JOB
Search the data for the string "styles" and extract every line where it appears.

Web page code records
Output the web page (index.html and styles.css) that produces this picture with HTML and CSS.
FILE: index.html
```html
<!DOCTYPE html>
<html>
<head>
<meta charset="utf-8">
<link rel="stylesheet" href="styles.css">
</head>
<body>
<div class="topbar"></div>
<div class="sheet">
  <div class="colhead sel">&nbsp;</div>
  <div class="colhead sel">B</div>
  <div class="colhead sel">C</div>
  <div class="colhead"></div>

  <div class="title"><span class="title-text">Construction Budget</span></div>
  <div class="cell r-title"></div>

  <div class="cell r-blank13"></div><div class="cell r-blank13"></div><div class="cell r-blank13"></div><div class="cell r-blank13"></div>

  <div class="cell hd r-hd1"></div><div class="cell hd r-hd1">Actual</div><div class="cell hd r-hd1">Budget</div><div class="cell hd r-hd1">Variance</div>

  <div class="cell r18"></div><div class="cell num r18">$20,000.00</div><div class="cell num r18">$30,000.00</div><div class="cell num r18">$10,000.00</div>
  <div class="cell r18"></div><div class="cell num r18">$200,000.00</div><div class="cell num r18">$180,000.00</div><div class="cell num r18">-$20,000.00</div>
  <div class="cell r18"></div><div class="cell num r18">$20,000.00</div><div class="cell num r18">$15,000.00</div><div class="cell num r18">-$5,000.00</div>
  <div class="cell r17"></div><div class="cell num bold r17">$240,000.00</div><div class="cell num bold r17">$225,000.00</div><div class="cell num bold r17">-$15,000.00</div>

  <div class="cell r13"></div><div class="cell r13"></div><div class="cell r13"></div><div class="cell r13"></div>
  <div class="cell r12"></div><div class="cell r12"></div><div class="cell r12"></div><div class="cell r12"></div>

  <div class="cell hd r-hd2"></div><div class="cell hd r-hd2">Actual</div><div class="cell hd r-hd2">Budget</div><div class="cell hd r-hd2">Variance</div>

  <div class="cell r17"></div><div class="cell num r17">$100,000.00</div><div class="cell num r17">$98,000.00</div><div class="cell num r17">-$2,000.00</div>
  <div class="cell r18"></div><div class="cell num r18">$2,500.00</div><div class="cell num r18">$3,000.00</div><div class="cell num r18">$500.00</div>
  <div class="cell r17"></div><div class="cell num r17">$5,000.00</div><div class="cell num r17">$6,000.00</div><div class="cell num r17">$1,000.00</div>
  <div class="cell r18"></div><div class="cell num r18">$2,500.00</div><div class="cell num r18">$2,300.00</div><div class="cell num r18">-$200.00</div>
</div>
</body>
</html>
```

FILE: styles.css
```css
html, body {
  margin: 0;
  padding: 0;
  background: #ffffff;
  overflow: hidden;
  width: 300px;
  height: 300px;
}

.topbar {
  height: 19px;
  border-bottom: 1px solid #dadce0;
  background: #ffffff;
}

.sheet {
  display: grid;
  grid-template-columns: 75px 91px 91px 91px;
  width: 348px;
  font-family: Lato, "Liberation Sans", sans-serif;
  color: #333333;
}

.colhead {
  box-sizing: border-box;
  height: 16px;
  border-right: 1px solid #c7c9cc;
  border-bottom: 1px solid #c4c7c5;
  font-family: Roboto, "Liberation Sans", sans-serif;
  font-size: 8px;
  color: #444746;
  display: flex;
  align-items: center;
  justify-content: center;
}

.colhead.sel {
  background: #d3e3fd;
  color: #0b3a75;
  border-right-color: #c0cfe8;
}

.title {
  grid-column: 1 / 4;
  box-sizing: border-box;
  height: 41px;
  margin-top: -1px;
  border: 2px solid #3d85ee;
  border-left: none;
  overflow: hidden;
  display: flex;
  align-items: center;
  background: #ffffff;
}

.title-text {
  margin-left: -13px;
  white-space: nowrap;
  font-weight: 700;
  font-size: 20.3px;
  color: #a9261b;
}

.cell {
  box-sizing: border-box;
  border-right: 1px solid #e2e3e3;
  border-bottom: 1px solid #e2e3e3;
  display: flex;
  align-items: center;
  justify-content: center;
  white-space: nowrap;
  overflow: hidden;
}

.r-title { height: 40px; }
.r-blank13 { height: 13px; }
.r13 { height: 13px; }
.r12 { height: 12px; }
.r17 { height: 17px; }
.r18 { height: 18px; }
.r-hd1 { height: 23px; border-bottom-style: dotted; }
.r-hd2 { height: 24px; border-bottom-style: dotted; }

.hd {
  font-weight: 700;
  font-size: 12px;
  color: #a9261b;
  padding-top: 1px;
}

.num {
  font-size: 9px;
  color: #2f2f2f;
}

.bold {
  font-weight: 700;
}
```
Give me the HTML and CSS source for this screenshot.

WRITTEN REPLY
Output the web page (index.html and styles.css) that produces this picture with HTML and CSS.
<link rel="stylesheet" href="styles.css">
FILE: styles.css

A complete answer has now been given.